The weeks since Denver Public Schools Superintendent Susana Cordova announced her resignation have brought a flurry of debate about her relationship with the district’s board of education and whether its members are responsible for her departure.

On Monday, Denver Mayor Michael Hancock and former Mayor Federico Peña published an open letter lambasting the board as “dysfunctional” and alleging they mistreated Cordova, which caused her to leave the Colorado’s largest school district. An editorial in Westword recent echoed that sentiment, saying board members created a “hostile work environment” and were “painfully disrespectful” to her.

Not everyone agrees. In a recorded video statement, DPS Board Vice President Jennifer Bacon acknowledged that Cordova stepped into her role during a challenging time. She succeeded Tom Boasberg, who had held the title for a decade, and spent her first days on the job in early 2019 trying to navigate a once-in-a-quarter-century teacher strike in the name of pay equity. The activism helped usher in a new era for the district. That November, Denverites voted in three new members backed by the teachers union.

“That meant there were challenging situations to manage with new points of view on the board,” Bacon said. “When we hired her, we recognized she had the skills and the passion to work with DPS.”

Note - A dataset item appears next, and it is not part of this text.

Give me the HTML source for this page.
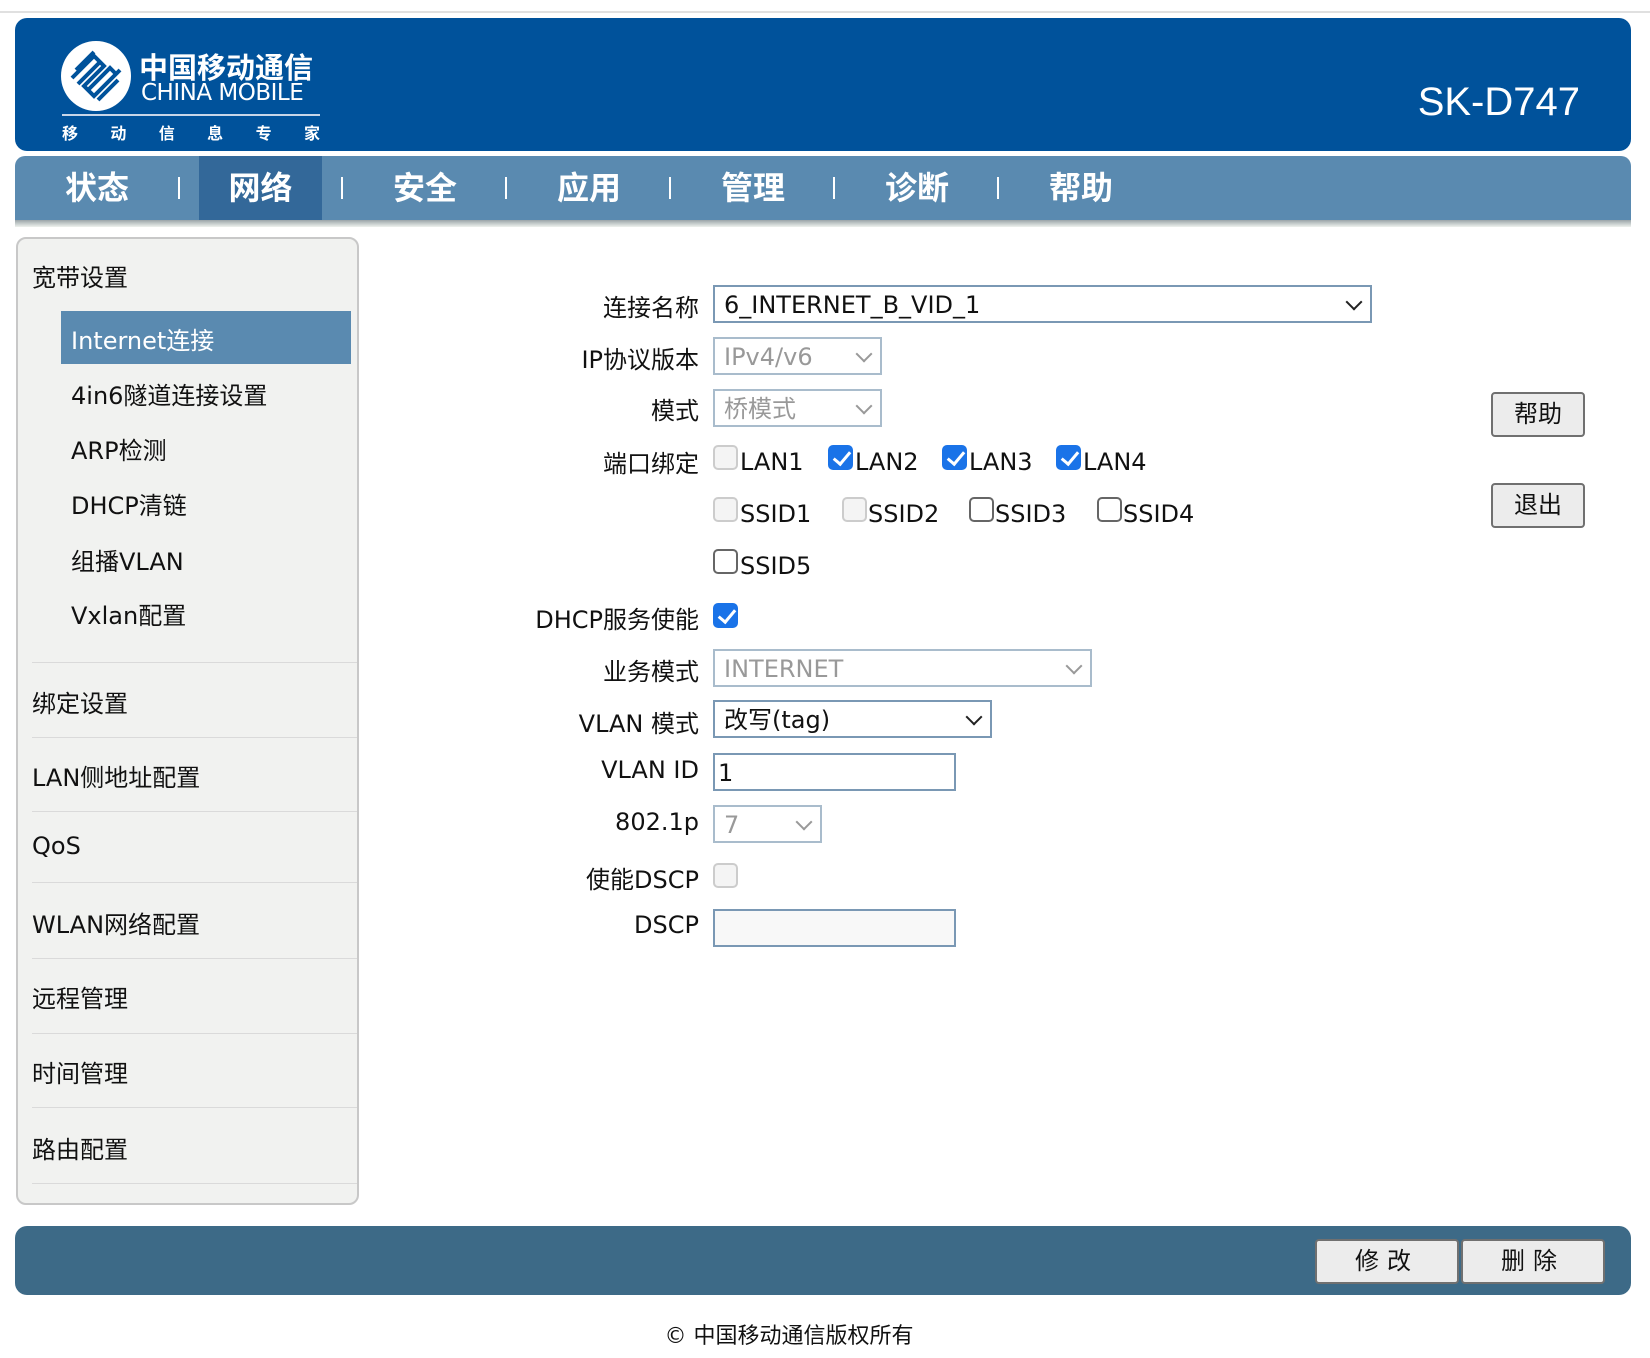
<!DOCTYPE html>
<html><head><meta charset="utf-8"><style>
*{margin:0;padding:0;box-sizing:border-box}
body{width:1650px;height:1358px;background:#fff;position:relative;font-family:"DejaVu Sans","Noto Sans CJK SC",sans-serif;overflow:hidden;color:#111}
.a{position:absolute}
.topline{left:0;top:11px;width:1650px;height:2px;background:#e0e0e0}
.hdr{left:15px;top:18px;width:1616px;height:133px;background:#00529b;border-radius:12px}
.nav{left:15px;top:156px;width:1616px;height:65px;background:#5a8ab0;border-radius:10px 10px 0 0}
.navsh{left:15px;top:220px;width:1616px;height:7px;background:linear-gradient(#9aa4a8,#eef2ee)}
.ni{top:156px;height:64px;line-height:64px;color:#fff;font-weight:bold;font-size:32px;text-align:center;font-family:"Liberation Sans","Noto Sans CJK SC",sans-serif}
.sep{top:177px;width:2px;height:22px;background:#fff}
.side{left:16px;top:237px;width:343px;height:968px;background:#f1f2f0;border:2px solid #c8c8c8;border-radius:10px}
.st{font-size:24px;left:32px}
.si{font-size:24px;left:71px}
.dv{left:32px;width:325px;height:1px;background:#dadada}
.lb{font-size:24px;right:951px;text-align:right;white-space:nowrap}
.sel{left:713px;height:38px;border:2px solid #8aa2b8;background:#fff;font-size:24px;padding-left:9px;line-height:36px}
.dis{color:#999;border-color:#a9bccc}
.chev{position:absolute;right:10px;top:9px;width:12px;height:12px;border-right:2px solid #222;border-bottom:2px solid #222;transform:rotate(45deg)}
.dis .chev{border-color:#999}
.cb{width:25px;height:25px;border:2px solid #666;border-radius:5px;background:#fff}
.cbd{border-color:#ccc;background:#f4f4f4}
.cbc{background:#1a73e8;border-color:#1a73e8}
.cbc::after{content:"";position:absolute;left:7px;top:1px;width:7px;height:14px;border-right:3px solid #fff;border-bottom:3px solid #fff;transform:rotate(40deg)}
.ct{font-size:24px}
.btn{border:2px solid #707070;border-radius:4px;background:#ececec;font-size:24px;text-align:center;font-family:"Liberation Sans","Noto Sans CJK SC",sans-serif}
</style></head><body>
<div class="a topline"></div>
<div class="a hdr"></div>
<svg class="a" style="left:58px;top:38px" width="80" height="80" viewBox="0 0 80 80">
<circle cx="38" cy="38" r="35" fill="#fff"/>
<g fill="none" stroke="#00529b" stroke-width="4">
<path d="M14 40 L36 18 L46 28 L26 48 L36 58 L62 32"/>
<path d="M20 46 L42 24 M30 52 L52 30 L58 36"/>
<path d="M18 32 L36 14 M40 62 L60 42"/>
</g></svg>
<div class="a" style="left:139px;top:45px;color:#fff;font-size:29px;font-weight:bold;font-family:'Noto Sans CJK SC',sans-serif">中国移动通信</div>
<div class="a" style="left:141px;top:80px;color:#fff;font-size:23px;letter-spacing:-0.5px;font-family:'DejaVu Sans',sans-serif">CHINA MOBILE</div>
<div class="a" style="left:62px;top:114px;width:258px;height:2px;background:#c8d6e8"></div>
<div class="a" style="left:62px;top:120px;width:258px;color:#fff;font-size:16px;font-weight:bold;display:flex;justify-content:space-between;font-family:'Noto Sans CJK SC',sans-serif"><span>移</span><span>动</span><span>信</span><span>息</span><span>专</span><span>家</span></div>
<div class="a" style="right:70px;top:80px;color:#fff;font-size:40px;font-family:'Liberation Sans',sans-serif">SK-D747</div>
<div class="a nav"></div>
<div class="a" style="left:199px;top:156px;width:123px;height:64px;background:#336899"></div>
<div class="a navsh"></div>
<div class="a ni" style="left:37px;width:120px">状态</div>
<div class="a ni" style="left:200px;width:121px">网络</div>
<div class="a ni" style="left:365px;width:120px">安全</div>
<div class="a ni" style="left:529px;width:120px">应用</div>
<div class="a ni" style="left:693px;width:120px">管理</div>
<div class="a ni" style="left:857px;width:120px">诊断</div>
<div class="a ni" style="left:1021px;width:120px">帮助</div>
<div class="a sep" style="left:178px"></div><div class="a sep" style="left:341px"></div><div class="a sep" style="left:505px"></div><div class="a sep" style="left:669px"></div><div class="a sep" style="left:833px"></div><div class="a sep" style="left:997px"></div>

<div class="a side"></div>
<div class="a st" style="top:258px">宽带设置</div>
<div class="a" style="left:61px;top:311px;width:290px;height:53px;background:#5a8ab0"></div>
<div class="a si" style="top:321px;color:#fff">Internet连接</div>
<div class="a si" style="top:376px">4in6隧道连接设置</div>
<div class="a si" style="top:431px">ARP检测</div>
<div class="a si" style="top:486px">DHCP清链</div>
<div class="a si" style="top:542px">组播VLAN</div>
<div class="a si" style="top:596px">Vxlan配置</div>
<div class="a dv" style="top:662px"></div>
<div class="a st" style="top:684px">绑定设置</div>
<div class="a dv" style="top:737px"></div>
<div class="a st" style="top:758px">LAN侧地址配置</div>
<div class="a dv" style="top:811px"></div>
<div class="a st" style="top:832px">QoS</div>
<div class="a dv" style="top:882px"></div>
<div class="a st" style="top:905px">WLAN网络配置</div>
<div class="a dv" style="top:958px"></div>
<div class="a st" style="top:979px">远程管理</div>
<div class="a dv" style="top:1033px"></div>
<div class="a st" style="top:1054px">时间管理</div>
<div class="a dv" style="top:1107px"></div>
<div class="a st" style="top:1130px">路由配置</div>
<div class="a dv" style="top:1183px"></div>

<div class="a lb" style="top:288px">连接名称</div>
<div class="a sel" style="top:285px;width:659px;border-color:#7a98b4;color:#111">6_INTERNET_B_VID_1<span class="chev"></span></div>
<div class="a lb" style="top:340px">IP协议版本</div>
<div class="a sel dis" style="top:337px;width:169px">IPv4/v6<span class="chev"></span></div>
<div class="a lb" style="top:391px">模式</div>
<div class="a sel dis" style="top:389px;width:169px">桥模式<span class="chev"></span></div>
<div class="a lb" style="top:444px">端口绑定</div>
<div class="a cb cbd" style="left:713px;top:445px"></div><div class="a ct" style="left:740px;top:448px">LAN1</div>
<div class="a cb cbc" style="left:828px;top:445px"></div><div class="a ct" style="left:855px;top:448px">LAN2</div>
<div class="a cb cbc" style="left:942px;top:445px"></div><div class="a ct" style="left:969px;top:448px">LAN3</div>
<div class="a cb cbc" style="left:1056px;top:445px"></div><div class="a ct" style="left:1083px;top:448px">LAN4</div>
<div class="a cb cbd" style="left:713px;top:497px"></div><div class="a ct" style="left:740px;top:500px">SSID1</div>
<div class="a cb cbd" style="left:842px;top:497px"></div><div class="a ct" style="left:868px;top:500px">SSID2</div>
<div class="a cb" style="left:969px;top:497px"></div><div class="a ct" style="left:995px;top:500px">SSID3</div>
<div class="a cb" style="left:1097px;top:497px"></div><div class="a ct" style="left:1123px;top:500px">SSID4</div>
<div class="a cb" style="left:713px;top:549px"></div><div class="a ct" style="left:740px;top:552px">SSID5</div>
<div class="a lb" style="top:600px">DHCP服务使能</div>
<div class="a cb cbc" style="left:713px;top:603px"></div>
<div class="a lb" style="top:652px">业务模式</div>
<div class="a sel dis" style="top:649px;width:379px">INTERNET<span class="chev"></span></div>
<div class="a lb" style="top:704px">VLAN 模式</div>
<div class="a sel" style="top:700px;width:279px;border-color:#7a98b4">改写(tag)<span class="chev"></span></div>
<div class="a lb" style="top:756px">VLAN ID</div>
<div class="a sel" style="top:753px;width:243px;border-color:#7a98b4;padding-left:3px">1</div>
<div class="a lb" style="top:808px">802.1p</div>
<div class="a sel dis" style="top:805px;width:109px">7<span class="chev"></span></div>
<div class="a lb" style="top:860px">使能DSCP</div>
<div class="a cb cbd" style="left:713px;top:863px"></div>
<div class="a lb" style="top:911px">DSCP</div>
<div class="a sel" style="top:909px;width:243px;border-color:#7a98b4;background:#f8f8f8"></div>

<div class="a btn" style="left:1491px;top:392px;width:94px;height:45px;line-height:41px">帮助</div>
<div class="a btn" style="left:1491px;top:483px;width:94px;height:45px;line-height:41px">退出</div>

<div class="a" style="left:15px;top:1226px;width:1616px;height:69px;background:#3d6a87;border-radius:12px"></div>
<div class="a btn" style="left:1315px;top:1239px;width:144px;height:45px;line-height:41px;letter-spacing:8px">修改</div>
<div class="a btn" style="left:1461px;top:1239px;width:144px;height:45px;line-height:41px;letter-spacing:8px">删除</div>
<div class="a" style="left:0;width:1578px;top:1318px;text-align:center;font-size:22px">© 中国移动通信版权所有</div>
</body></html>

To Tiffany Choi, president of the Denver Classroom Teachers Association, Hancock’s and Peña’s characterization of the teacher strike was unfair. The mayors suggested that educators organized because Cordova is a woman of color — none of her white, male predecessors experienced a strike, they wrote.

But DCTA had been negotiating the terms of its ProComp Agreement since 2017, when Boasberg was superintendent, Choi said.

“It had nothing to do with her race or gender, it was just bad timing,” said Choi. “It’s kind of startling to me because for us, this whole strike was about educators who were under-compensated and therefore leading to very high turnover rates of people all over the district, but especially in an area like Northeast Denver where we have the largest population of minority students.”